◆ Directive ◆
Please list all lines of the material below in which the string "page" occurs.

>> BEGIN Collected data

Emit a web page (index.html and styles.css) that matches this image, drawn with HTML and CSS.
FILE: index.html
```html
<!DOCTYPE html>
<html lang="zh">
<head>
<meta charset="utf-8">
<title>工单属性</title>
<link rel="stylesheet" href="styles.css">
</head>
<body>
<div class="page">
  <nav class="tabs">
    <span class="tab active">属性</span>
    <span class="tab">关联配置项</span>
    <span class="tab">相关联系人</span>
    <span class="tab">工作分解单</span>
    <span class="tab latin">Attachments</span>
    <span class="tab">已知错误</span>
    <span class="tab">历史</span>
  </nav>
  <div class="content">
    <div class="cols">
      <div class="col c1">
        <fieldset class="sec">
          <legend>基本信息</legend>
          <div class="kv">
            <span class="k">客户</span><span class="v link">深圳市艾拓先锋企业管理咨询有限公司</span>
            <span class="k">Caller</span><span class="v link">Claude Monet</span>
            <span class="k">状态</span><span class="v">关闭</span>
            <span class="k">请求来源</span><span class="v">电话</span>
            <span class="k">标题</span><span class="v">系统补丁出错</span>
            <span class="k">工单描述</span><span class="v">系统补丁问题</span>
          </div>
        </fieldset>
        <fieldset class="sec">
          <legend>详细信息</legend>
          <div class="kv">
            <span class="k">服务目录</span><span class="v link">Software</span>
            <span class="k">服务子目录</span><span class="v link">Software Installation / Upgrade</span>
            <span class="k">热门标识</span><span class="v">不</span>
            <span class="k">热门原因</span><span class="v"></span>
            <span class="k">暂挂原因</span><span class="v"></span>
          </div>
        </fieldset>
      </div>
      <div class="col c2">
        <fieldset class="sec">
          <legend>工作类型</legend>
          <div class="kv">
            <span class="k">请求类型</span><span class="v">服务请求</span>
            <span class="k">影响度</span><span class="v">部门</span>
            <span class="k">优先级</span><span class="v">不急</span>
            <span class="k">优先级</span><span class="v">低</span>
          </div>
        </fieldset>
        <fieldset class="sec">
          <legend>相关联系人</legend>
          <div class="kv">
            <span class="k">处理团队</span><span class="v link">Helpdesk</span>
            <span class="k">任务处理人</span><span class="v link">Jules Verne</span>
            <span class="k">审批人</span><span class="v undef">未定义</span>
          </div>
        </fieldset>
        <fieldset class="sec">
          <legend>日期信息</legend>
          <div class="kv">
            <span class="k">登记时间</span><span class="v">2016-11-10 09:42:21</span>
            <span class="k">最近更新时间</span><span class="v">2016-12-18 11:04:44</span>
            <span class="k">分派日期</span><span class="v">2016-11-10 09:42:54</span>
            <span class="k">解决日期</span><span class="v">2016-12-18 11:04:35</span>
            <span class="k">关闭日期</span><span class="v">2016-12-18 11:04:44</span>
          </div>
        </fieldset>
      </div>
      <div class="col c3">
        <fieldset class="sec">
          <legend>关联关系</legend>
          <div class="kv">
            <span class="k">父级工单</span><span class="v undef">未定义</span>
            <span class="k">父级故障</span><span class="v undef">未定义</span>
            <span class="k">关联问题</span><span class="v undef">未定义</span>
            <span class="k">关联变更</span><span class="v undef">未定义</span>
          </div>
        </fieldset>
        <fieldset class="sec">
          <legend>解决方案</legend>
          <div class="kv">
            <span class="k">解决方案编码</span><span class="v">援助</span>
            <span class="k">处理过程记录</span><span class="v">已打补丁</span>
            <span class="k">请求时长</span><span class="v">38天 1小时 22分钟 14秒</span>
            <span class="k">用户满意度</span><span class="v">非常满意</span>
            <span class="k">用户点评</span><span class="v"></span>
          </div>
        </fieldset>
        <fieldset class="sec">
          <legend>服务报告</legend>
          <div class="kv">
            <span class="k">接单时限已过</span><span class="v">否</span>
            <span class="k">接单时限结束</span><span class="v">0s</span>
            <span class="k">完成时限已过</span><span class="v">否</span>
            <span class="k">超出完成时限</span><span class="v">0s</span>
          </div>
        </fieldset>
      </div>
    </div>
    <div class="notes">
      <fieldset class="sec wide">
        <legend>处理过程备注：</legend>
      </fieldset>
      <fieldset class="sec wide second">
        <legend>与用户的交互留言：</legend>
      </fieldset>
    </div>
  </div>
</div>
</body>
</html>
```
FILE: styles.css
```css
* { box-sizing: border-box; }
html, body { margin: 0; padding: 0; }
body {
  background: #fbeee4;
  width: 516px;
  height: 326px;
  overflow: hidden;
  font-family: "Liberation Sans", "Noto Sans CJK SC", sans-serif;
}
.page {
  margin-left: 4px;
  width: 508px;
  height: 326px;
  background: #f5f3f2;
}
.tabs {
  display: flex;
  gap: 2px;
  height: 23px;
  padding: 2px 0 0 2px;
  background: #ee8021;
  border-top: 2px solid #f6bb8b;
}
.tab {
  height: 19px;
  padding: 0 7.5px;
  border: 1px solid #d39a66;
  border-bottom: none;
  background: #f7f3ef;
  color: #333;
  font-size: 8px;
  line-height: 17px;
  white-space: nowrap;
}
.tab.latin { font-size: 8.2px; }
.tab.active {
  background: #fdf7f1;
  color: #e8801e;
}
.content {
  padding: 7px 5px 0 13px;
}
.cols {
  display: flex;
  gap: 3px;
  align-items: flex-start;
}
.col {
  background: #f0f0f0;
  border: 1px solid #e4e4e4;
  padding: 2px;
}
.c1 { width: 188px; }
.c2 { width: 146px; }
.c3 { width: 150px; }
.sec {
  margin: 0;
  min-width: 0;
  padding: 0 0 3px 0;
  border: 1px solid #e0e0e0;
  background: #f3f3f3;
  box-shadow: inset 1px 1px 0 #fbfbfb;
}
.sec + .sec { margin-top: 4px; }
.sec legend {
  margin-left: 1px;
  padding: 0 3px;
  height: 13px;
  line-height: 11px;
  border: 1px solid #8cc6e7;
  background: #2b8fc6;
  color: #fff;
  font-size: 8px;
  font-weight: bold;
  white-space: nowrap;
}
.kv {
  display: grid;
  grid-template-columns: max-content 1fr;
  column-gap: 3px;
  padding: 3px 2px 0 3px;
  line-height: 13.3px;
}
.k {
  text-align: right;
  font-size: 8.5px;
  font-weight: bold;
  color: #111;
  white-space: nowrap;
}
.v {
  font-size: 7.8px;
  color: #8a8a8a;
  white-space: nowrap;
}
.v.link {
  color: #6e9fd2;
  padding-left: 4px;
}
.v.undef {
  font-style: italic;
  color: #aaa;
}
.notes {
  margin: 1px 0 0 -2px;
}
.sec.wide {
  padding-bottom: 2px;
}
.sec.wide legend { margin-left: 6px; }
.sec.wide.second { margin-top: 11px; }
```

>> END Collected data

◆ Response to the task ◆
Emit a web page (index.html and styles.css) that matches this image, drawn with HTML and CSS.
<div class="page">
.page {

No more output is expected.